Two years later, Chirinos finds joy -- and gets win
Righty returns after recovery from multiple injuries, pitches Rays into Wild Card lead
ST. PETERSBURG -- Just after Rob Refsnyder whiffed on an 86 mph splitter that tumbled through the bottom of the strike zone before settling into catcher Francisco Mejía’s glove, Yonny Chirinos pumped his fists and left his feet. He skipped toward the Rays’ dugout and clapped his right hand against his glove twice, a hint of a smile on his face as he looked down at the Tropicana Field turf.
Chirinos tapped his lips and his chest once before pointing his right hand to the sky. Finally, after two long years, he was back.
In his first Major League game since Aug. 16, 2020, Chirinos worked three scoreless innings out of the bullpen, struck out four batters and earned his first win since Aug. 4, 2019, in the Rays’ 1-0 victory over the Red Sox on Wednesday night.
Chirinos waited 752 days between appearances and 1,130 days between wins, years spent recovering and rehabbing from Tommy John surgery and a fractured right elbow, but it was worth it in the end.
“A lot of emotion,” Chirinos said through interpreter Manny Navarro. “I haven't been out on the mound for two years, so to be able to have that energy, to go out there and have that privilege again, to go out there and compete, everyone wishes to be out there for that.”
The 28-year-old right-hander was out there with no margin for error, too, in a meaningful game. The Rays (77-58) moved to a season-high 19 games over .500 and took a one-game lead over the Mariners (77-60) for the top American League Wild Card spot as they won for the 19th time in their past 24 games. Tampa Bay’s ninth shutout of the season capped a three-game sweep of Boston, the Rays’ third sweep in the past five series, heading into a big weekend set at Yankee Stadium.

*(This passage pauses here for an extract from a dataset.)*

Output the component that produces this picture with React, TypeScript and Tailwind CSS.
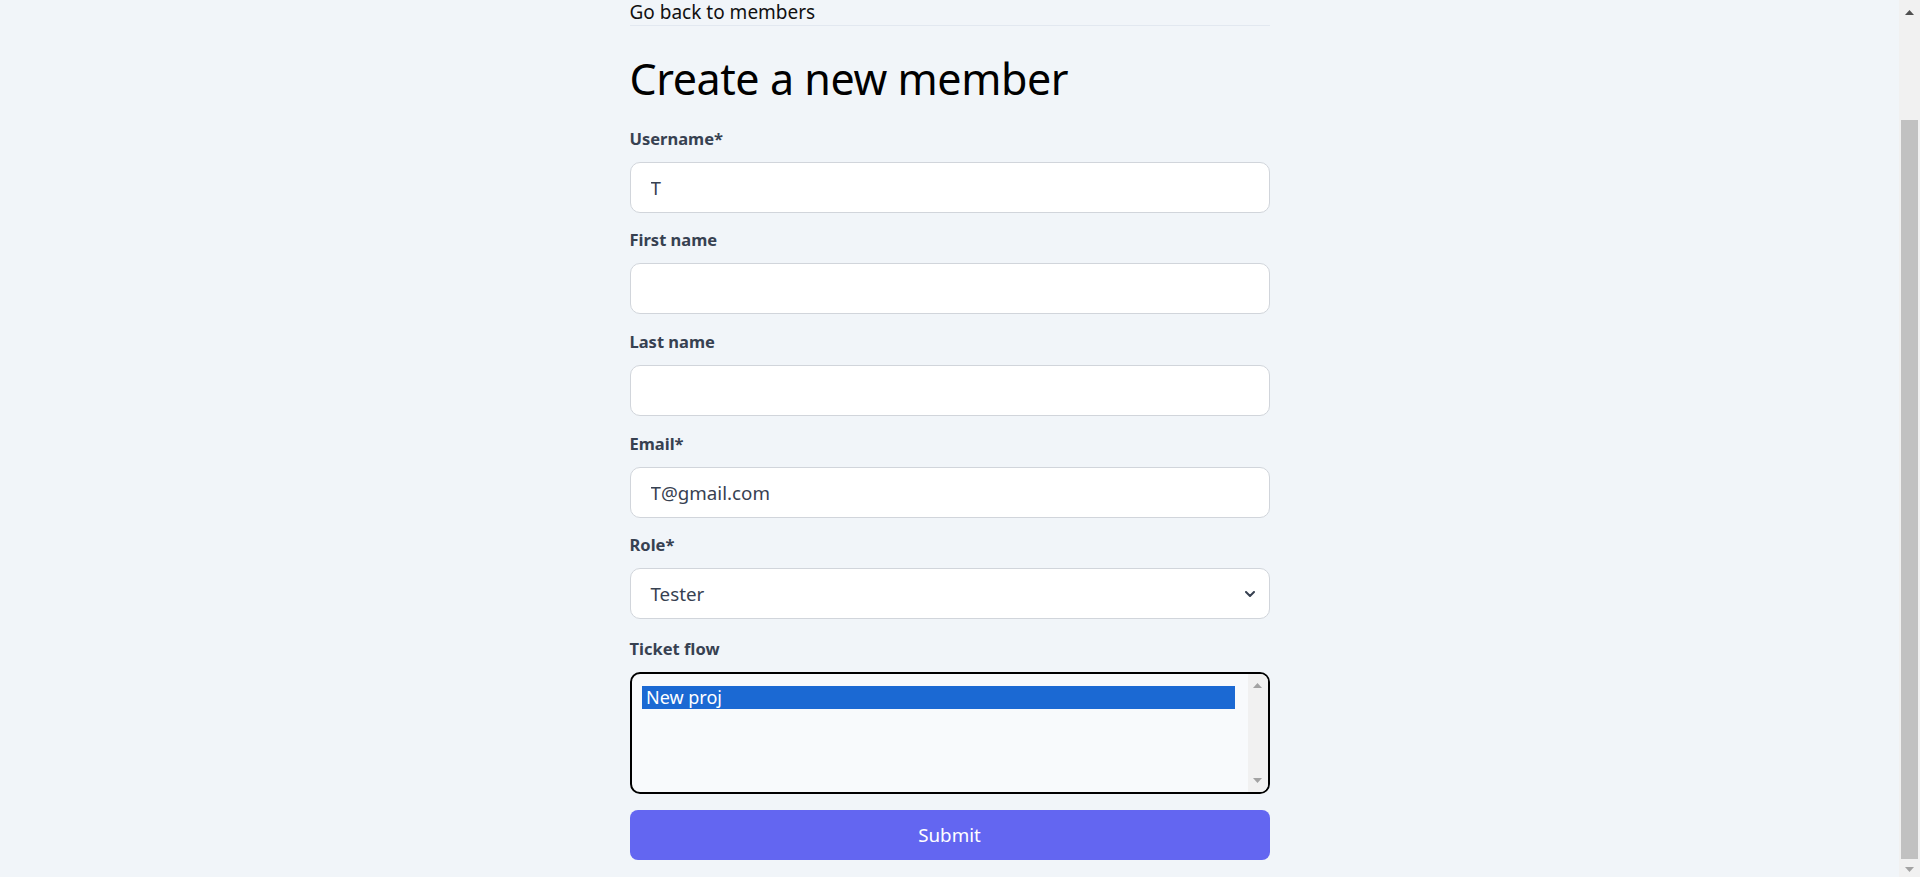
import React from "react";

function Label({ children }: { children: React.ReactNode }) {
  return (
    <label className="block text-[16.5px] leading-[24px] font-bold text-[#374151] mb-[11px]">
      {children}
    </label>
  );
}

function TextField({ label, value, first }: { label: string; value?: string; first?: boolean }) {
  return (
    <div className={first ? "" : "mt-[15.6px]"}>
      <Label>{label}</Label>
      <input
        readOnly
        defaultValue={value ?? ""}
        className="block w-full h-[51px] rounded-[10px] border border-[#d1d5db] bg-white pl-[20px] pr-[16px] text-[18.75px] text-[#374151] outline-none"
      />
    </div>
  );
}

function PageScrollbar() {
  return (
    <div className="w-[21px] h-full bg-[#f1f1f1] flex flex-col items-center shrink-0">
      <svg width="9" height="5" viewBox="0 0 9 5" className="mt-[10px]">
        <path d="M4.5 0L9 5H0z" fill="#505050" />
      </svg>
      <div className="mt-[105px] w-[17px] h-[739px] bg-[#c1c1c1]" />
      <svg width="9" height="5" viewBox="0 0 9 5" className="mt-[7.5px]">
        <path d="M0 0h9L4.5 5z" fill="#a3a3a3" />
      </svg>
    </div>
  );
}

export default function App() {
  return (
    <div className="flex h-screen w-full overflow-hidden bg-[#f1f5f9] font-['Noto_Sans',sans-serif]">
      <main className="flex-1 flex justify-center">
        <div className="w-[640px] flex flex-col">
          <div className="text-[19px] leading-[24px] pb-[1px] border-b border-[#e2e8f0] text-[#111111]">
            Go back to members
          </div>
          <h1 className="mt-[25.5px] text-[43px] leading-[54px] tracking-[-0.01em] text-black font-normal">
            Create a new member
          </h1>
          <form className="mt-[21.3px] flex flex-col">
            <TextField label="Username*" value="T" first />
            <TextField label="First name" />
            <TextField label="Last name" />
            <TextField label="Email*" value="T@gmail.com" />
            <div className="mt-[15.6px]">
              <Label>Role*</Label>
              <div className="flex items-center justify-between w-full h-[51px] rounded-[10px] border border-[#d1d5db] bg-white pl-[20px] pr-[14px] text-[18.75px] text-[#374151]">
                <span>Tester</span>
                <svg width="10" height="6" viewBox="0 0 10 6" fill="none">
                  <path d="M1 1l4 4 4-4" stroke="#374151" strokeWidth="2" strokeLinecap="round" strokeLinejoin="round" />
                </svg>
              </div>
            </div>
            <div className="mt-[18px]">
              <Label>Ticket flow</Label>
              <div className="flex w-full h-[122px] rounded-[10px] border-2 border-black bg-[#f8fafc] overflow-hidden">
                <div className="flex-1 pl-[10.5px] pt-[12px] pr-[13px]">
                  <div className="h-[22.5px] bg-[#1b69d3] text-white text-[18px] leading-[22.5px] pl-[4px]">
                    New proj
                  </div>
                </div>
                <div className="w-[20px] h-full bg-[#f1f1f1] flex flex-col items-center justify-between py-[9px]">
                  <svg width="9" height="5" viewBox="0 0 9 5">
                    <path d="M4.5 0L9 5H0z" fill="#a3a3a3" />
                  </svg>
                  <svg width="9" height="5" viewBox="0 0 9 5">
                    <path d="M0 0h9L4.5 5z" fill="#a3a3a3" />
                  </svg>
                </div>
              </div>
            </div>
            <button
              type="button"
              className="mt-[16px] w-full h-[50px] rounded-[8px] bg-[#6366f1] text-white text-[18.75px]"
            >
              Submit
            </button>
          </form>
        </div>
      </main>
      <PageScrollbar />
    </div>
  );
}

“Every win's big, and especially against a good team like them,” said shortstop Taylor Walls, who drove in Mejía with a fifth-inning single off Nick Pivetta. “We know they don't come easy.”
It’s easier when the Rays pitch like they did Wednesday, however.
Left-hander Jeffrey Springs worked three innings in an abbreviated start, like the one Drew Rasmussen had in Detroit last month, designed to manage his nearly career-high workload down the stretch. That started a performance in which the Rays allowed six hits and four walks, struck out nine and didn’t allow a hit in Boston’s 10 at-bats with runners in scoring position.
On this night, the star of the staff was Chirinos, pitching with his wife and 2-year-old daughter in attendance. Signed as an 18-year-old and developed by the Rays, he debuted in 2018 and showed promise while putting together a 3.65 ERA in his first 47 big league outings. Then came Tommy John surgery on Aug. 24, 2020, and a recovery program he didn’t quite finish.
Last September, two live batting practice sessions away from the end of the long rehab road, Chirinos sustained an avulsion fracture to his throwing elbow while delivering a slider. He said he didn’t pick up a ball for six months after that, the darkest period of a difficult comeback.
“During the surgery, it was tears of sadness,” Chirinos said through Navarro. “But now, we've got tears of joy.”
Rays coaches, teammates and staff marvel at Chirinos’ relentlessly positive attitude and remarkable work ethic. When Chirinos was reinstated from the 60-day injured list on Tuesday, pitching coach Kyle Snyder said he was “probably as excited as I’ve been for any pitcher that we’ve had in this organization, just given all that he’s been through.”
“Same guy, comes in, works hard, has a smile on his face,” Springs added. “You couldn't ask for a better person, and to see him out there back pitching, it was really cool to see.”
Mejía said Chirinos seemed nervous when they spoke on Tuesday, but Chirinos didn’t look anxious in his return to the mound. His stuff looked the same as before, as he calmly pitched out of jams, getting consecutive strikeouts to end the fourth, an inning-ending groundout in the fifth and a strikeout to strand a runner at second in the sixth.
In some ways, it was hard to tell that Chirinos had been sidelined for so long. But when he bounced off the mound in the fourth inning, it was easy to see pure joy that had been two years in the making.
“It's genuine, authentic emotion for himself, and he's earned it,” Tampa Bay manager Kevin Cash said. “Two years is a long time.”